The first part is a little tiresomely familiar, in the sense that it's what they always say, "they" meaning "Bill Clinton", that the object of the deal isn't to secure advantages for huge multinational corporations but to gain protections for workers and the environment, but the thing is, it could be true, and it ought to be (there isn't that much work to do on the free trade aspect); and the other part really is true, about the efforts of the Chinese government to craft a huge mulilateral Asia-Pacific trade agreement excluding the US, which would certainly lead to a serious deterioration of conditions for workers in Bangladesh and Cambodia and all those places and serious degradation of the environmental regime.

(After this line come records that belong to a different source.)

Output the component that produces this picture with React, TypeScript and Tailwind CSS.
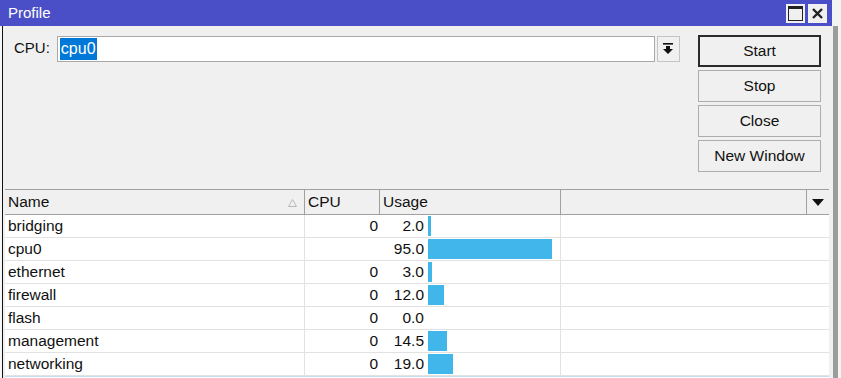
import React from "react";

type ProfileRow = {
  name: string;
  cpu: string;
  usage: number;
};

const rows: ProfileRow[] = [
  { name: "bridging", cpu: "0", usage: 2.0 },
  { name: "cpu0", cpu: "", usage: 95.0 },
  { name: "ethernet", cpu: "0", usage: 3.0 },
  { name: "firewall", cpu: "0", usage: 12.0 },
  { name: "flash", cpu: "0", usage: 0.0 },
  { name: "management", cpu: "0", usage: 14.5 },
  { name: "networking", cpu: "0", usage: 19.0 },
];

const font = { fontFamily: '"Liberation Sans", Arial, sans-serif' };

const WinButton = ({ label, primary }: { label: string; primary?: boolean }) => (
  <button
    className={
      "h-[32px] w-[123px] bg-[#f0f0f0] text-[15.5px] text-[#111] " +
      (primary ? "border-2 border-[#2b2b2b]" : "border border-[#adadad]")
    }
  >
    {label}
  </button>
);

export default function App() {
  return (
    <div
      className="flex h-[378px] w-[841px] flex-col overflow-hidden bg-white text-[15.5px] text-[#111]"
      style={font}
    >
      {/* barra de título */}
      <div className="flex h-[26px] shrink-0">
        <div className="flex w-[832px] items-center justify-between bg-[#4b4fc7] pl-[8px] pr-[5px]">
          <span className="text-[15px] text-white">Profile</span>
          <div className="flex gap-[3px]">
            <div className="flex h-[19px] w-[19px] items-center justify-center bg-[#f0f0f0]">
              <svg width="15" height="15" viewBox="0 0 15 15">
                <rect x="0.5" y="0.5" width="14" height="14" fill="none" stroke="#222" />
                <rect x="0" y="0" width="15" height="3" fill="#222" />
              </svg>
            </div>
            <div className="flex h-[19px] w-[19px] items-center justify-center bg-[#f0f0f0]">
              <svg width="13" height="13" viewBox="0 0 13 13">
                <path d="M2 2 L11 11 M11 2 L2 11" stroke="#222" strokeWidth="2.4" />
              </svg>
            </div>
          </div>
        </div>
        <div className="flex-1 bg-[#f4f4f4]" />
      </div>

      <div className="flex flex-1">
        <div className="w-[2px] bg-[#f7f7f7]" />
        <div className="w-[1px] bg-[#111]" />

        {/* contenido */}
        <div className="flex w-[828px] flex-col bg-[#f0f0f0]">
          <div className="flex h-[163px] shrink-0 pl-[11px] pr-[10px] pt-[9px]">
            <div className="flex h-[26px] items-center pt-[1px]">
              <span className="mr-[7px] text-[15px]">CPU:</span>
              <div className="flex h-[26px] w-[598px] items-center border border-[#a9a9a9] bg-white pl-[2px]">
                <span className="flex h-[22px] items-center bg-[#0078d7] px-[1px] text-[16px] text-white">
                  cpu0
                </span>
              </div>
              <div className="ml-[2px] flex h-[26px] w-[23px] items-center justify-center border border-[#c4c4c4] bg-[#f0f0f0]">
                <svg width="10" height="11" viewBox="0 0 10 11">
                  <rect x="0" y="0" width="10" height="1.6" fill="#111" />
                  <path d="M3 3 H7 V6 H10 L5 11 L0 6 H3 Z" fill="#111" />
                </svg>
              </div>
            </div>
            <div className="ml-auto flex flex-col gap-[3px]">
              <WinButton label="Start" primary />
              <WinButton label="Stop" />
              <WinButton label="Close" />
              <WinButton label="New Window" />
            </div>
          </div>

          {/* tabla */}
          <div className="ml-[2px] flex w-[824px] flex-1 flex-col bg-white">
            <div className="flex h-[26px] shrink-0 border-y border-[#a0a0a0] bg-[#f0f0f0]">
              <div className="relative flex w-[300px] items-center border-r border-[#a0a0a0] pl-[3px]">
                Name
                <svg className="absolute right-[7px] top-[9px]" width="9" height="8" viewBox="0 0 9 8">
                  <path d="M4.5 0.5 L8.5 7.5 H0.5 Z" fill="none" stroke="#b8b8b8" />
                </svg>
              </div>
              <div className="flex w-[75px] items-center border-r border-[#a0a0a0] pl-[3px]">CPU</div>
              <div className="flex w-[181px] items-center border-r border-[#a0a0a0] pl-[3px]">Usage</div>
              <div className="w-[246px] border-r border-[#a0a0a0]" />
              <div className="flex flex-1 items-center justify-center">
                <svg width="12" height="7" viewBox="0 0 12 7">
                  <path d="M0 0 H12 L6 7 Z" fill="#111" />
                </svg>
              </div>
            </div>
            {rows.map((row) => (
              <div key={row.name} className="flex h-[23px] shrink-0 border-b border-[#e2e2e2]">
                <div className="flex w-[300px] items-center border-r border-[#e2e2e2] pl-[3px]">
                  {row.name}
                </div>
                <div className="flex w-[75px] items-center justify-end pr-[2px]">{row.cpu}</div>
                <div className="flex w-[181px] items-center border-r border-[#e2e2e2]">
                  <span className="w-[44px] text-right">{row.usage.toFixed(1)}</span>
                  <div
                    className="ml-[4px] h-[20px] bg-[#41b6ea]"
                    style={{ width: Math.round(row.usage * 1.3) }}
                  />
                </div>
                <div className="flex-1" />
              </div>
            ))}
            <div className="flex-1 border-t border-[#c9dced]" />
          </div>
        </div>

        <div className="w-[2px] bg-[#f0f0f0]" />
        <div className="w-[5px] bg-[#9c9c9c]" />
        <div className="flex-1 bg-[#f4f4f4]" />
      </div>
    </div>
  );
}
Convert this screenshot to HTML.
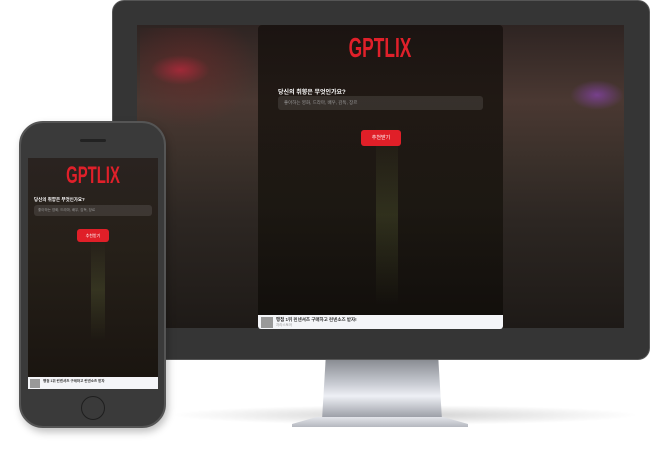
<!DOCTYPE html><html><head><meta charset="utf-8"><style>
*{margin:0;padding:0;box-sizing:border-box}
body{width:660px;height:450px;background:#fff;position:relative;overflow:hidden;font-family:"Liberation Sans","Noto Sans CJK KR",sans-serif}
.abs{position:absolute}
.mon{left:112px;top:0;width:538px;height:360px;background:#353535;border-radius:12px;border:1px solid #555}
.scr{left:137px;top:25px;width:487px;height:303px;background:linear-gradient(180deg,#2e2422 0%,#4a3832 25%,#3a302a 45%,#2c2622 65%,#1e1a17 100%)}
.panel{left:258px;top:25px;width:245px;height:303px;background:linear-gradient(180deg,rgba(22,16,13,.8),rgba(24,20,14,.82) 60%,rgba(16,13,10,.9));border-radius:4px}
.logo{color:#e0202a;font-weight:bold;font-family:"Liberation Sans Narrow","Liberation Sans",sans-serif;transform:scaleX(.62);transform-origin:center;letter-spacing:0;text-align:center}
.q{color:#fff;font-weight:bold}
.inp{background:rgba(255,255,255,.1);border-radius:3px;color:#999}
.btn{background:#e01f28;color:#fff;border-radius:3px;text-align:center}
.ad{background:#f4f5f8}
.beam{background:linear-gradient(180deg,rgba(150,170,90,0),rgba(140,160,80,.18),rgba(150,170,90,0))}
</style></head><body>
<div class="abs" style="left:170px;top:405px;width:470px;height:20px;border-radius:50%;background:radial-gradient(ellipse,rgba(0,0,0,.18),rgba(0,0,0,0) 70%)"></div>
<div class="abs" style="left:322px;top:360px;width:120px;height:60px;background:linear-gradient(180deg,#8a8d93,#c9ccd3 40%,#eef0f5 60%,#9da0a8 95%);clip-path:polygon(3% 0,97% 0,100% 100%,0 100%)"></div>
<div class="abs" style="left:292px;top:417px;width:176px;height:10px;background:linear-gradient(180deg,#e3e5ea,#b5b8bf);clip-path:polygon(14% 0,86% 0,100% 70%,100% 100%,0 100%,0 70%)"></div>
<div class="abs mon"></div>
<div class="abs scr"></div>
<div class="abs" style="left:140px;top:28px;width:118px;height:100px;background:radial-gradient(ellipse at 40% 40%,rgba(120,40,40,.5),rgba(0,0,0,0) 70%)"></div>
<div class="abs" style="left:150px;top:55px;width:60px;height:30px;background:radial-gradient(ellipse,rgba(230,40,70,.5),rgba(0,0,0,0) 70%)"></div>
<div class="abs" style="left:570px;top:80px;width:54px;height:30px;background:radial-gradient(ellipse,rgba(150,70,200,.6),rgba(0,0,0,0) 70%)"></div>
<div class="abs panel"></div>
<div class="abs beam" style="left:376px;top:125px;width:22px;height:180px"></div>
<div class="abs logo" style="left:320px;top:32px;width:120px;font-size:28px">GPTLIX</div>
<div class="abs q" style="left:278px;top:87px;font-size:6px">당신의 취향은 무엇인가요?</div>
<div class="abs inp" style="left:278px;top:96px;width:205px;height:14px;font-size:4.5px;padding:4px 6px">좋아하는 영화, 드라마, 배우, 감독, 장르</div>
<div class="abs btn" style="left:361px;top:130px;width:40px;height:16px;font-size:5px;line-height:16px">추천받기</div>
<div class="abs ad" style="left:258px;top:315px;width:245px;height:14px;border-radius:0 0 3px 3px"></div>
<div class="abs" style="left:261px;top:317px;width:12px;height:11px;background:#999"></div>
<div class="abs" style="left:276px;top:317px;font-size:4.5px;color:#333;font-weight:bold">맹점 1위 린넨셔츠 구매하고 린넨소즈 받자!</div>
<div class="abs" style="left:276px;top:323px;font-size:3.5px;color:#999">자라스토어</div>

<div class="abs" style="left:19px;top:121px;width:147px;height:307px;background:#3a3a3a;border-radius:24px;border:2px solid #555;box-shadow:2px 4px 8px rgba(0,0,0,.25)"></div>
<div class="abs" style="left:80px;top:139px;width:26px;height:3px;background:#222;border-radius:2px"></div>
<div class="abs" style="left:28px;top:158px;width:130px;height:219px;background:linear-gradient(180deg,#2a2320,#262019 40%,#1a1510 100%)"></div>
<div class="abs beam" style="left:91px;top:240px;width:14px;height:100px"></div>
<div class="abs logo" style="left:43px;top:162px;width:100px;font-size:24px">GPTLIX</div>
<div class="abs q" style="left:34px;top:197px;font-size:4.5px">당신의 취향은 무엇인가요?</div>
<div class="abs inp" style="left:34px;top:205px;width:118px;height:11px;font-size:3.5px;padding:3px 4px">좋아하는 영화, 드라마, 배우, 감독, 장르</div>
<div class="abs btn" style="left:77px;top:229px;width:32px;height:13px;font-size:4px;line-height:13px">추천받기</div>
<div class="abs ad" style="left:28px;top:377px;width:130px;height:12px"></div>
<div class="abs" style="left:30px;top:379px;width:10px;height:9px;background:#999"></div>
<div class="abs" style="left:43px;top:379px;font-size:3.5px;color:#333;font-weight:bold">맹점 1위 린넨셔츠 구매하고 린넨소즈 받자</div>
<div class="abs" style="left:81px;top:396px;width:24px;height:24px;border-radius:50%;border:1.5px solid #1e1e1e"></div>
</body></html>
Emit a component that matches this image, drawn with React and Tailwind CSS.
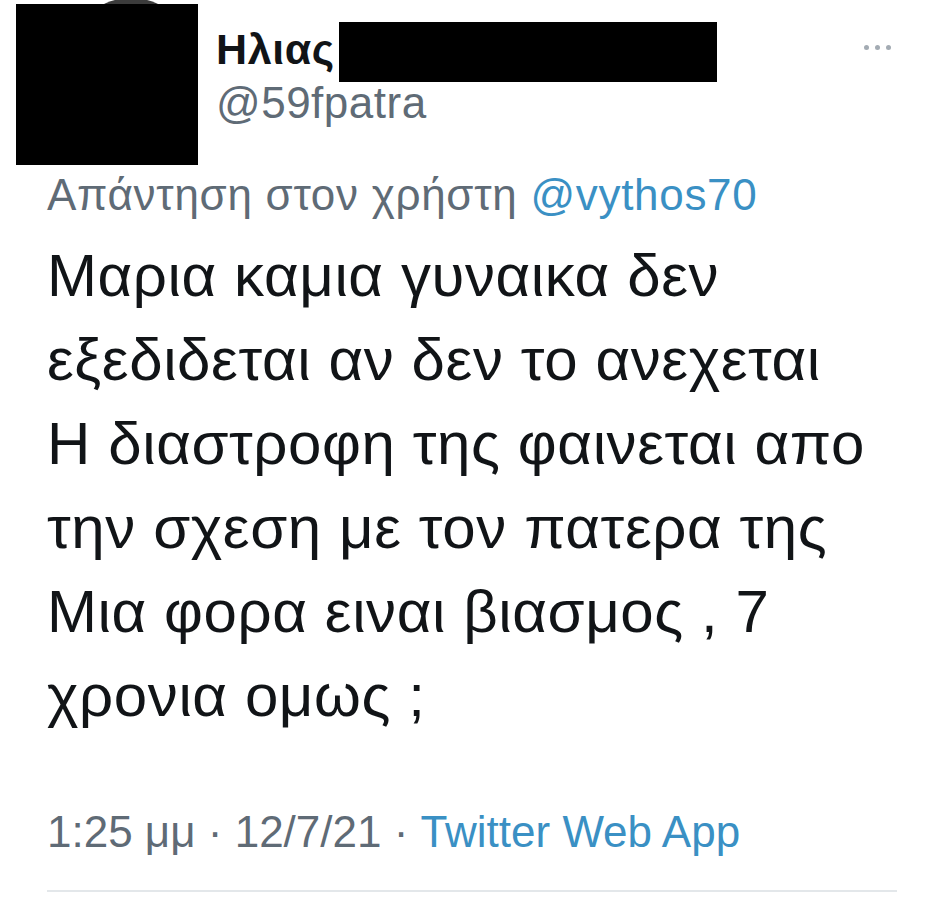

And then, to understand the limits he's working under:
the story, the narrative, the experience that people have seen over the last 20 years, that's a real experience, that's not something we deny. That's why during the State of the Union address, I was very explicit. I said, look, not every trade deal has lived up to the hype. And there are real gaps in the current trading regime that mean there are a whole lot of Toyotas sold here and almost no Fords or Chryslers sold in Japan. But what I say to them [is] if, in fact, the current situation disadvantages us, why would we want to stick with the current situation?
Now, sometimes their response will be, well, what you're doing isn't enough; what we need to do is to have union recognition in Vietnam or we need Japan to completely open its markets and not have any barriers whatsoever, and we need that immediately. And I say, well, I can't get that for you. But what I can do is make the current situation better for American workers and American businesses that are trying to export there. I can open up more markets than what we have open right now, so that American farmers can sell their goods there. And, you know, better is better. It's not perfect.
He can say this stuff in a more perspicuous and intelligent way just because Klein and Yglesias know what they're talking about. It's not a lot, but it's so much more than we've heard, I mean not about this and that provision in a draft of the TPP but what his operative thinking is that's getting him there.

He never does get to the big sticking problems with the TPP, the questions about intellectual property and finance industry regulation, but the key to getting answers from him on those matters isn't going to be asking him "tough" questions and putting his back up; it's going to be letting him talk in those big paragraphs, as he thinks. We don't need to complain about this interview, we need more of them.

But the suspicion I started with, that Politico's just jealous? Yeah.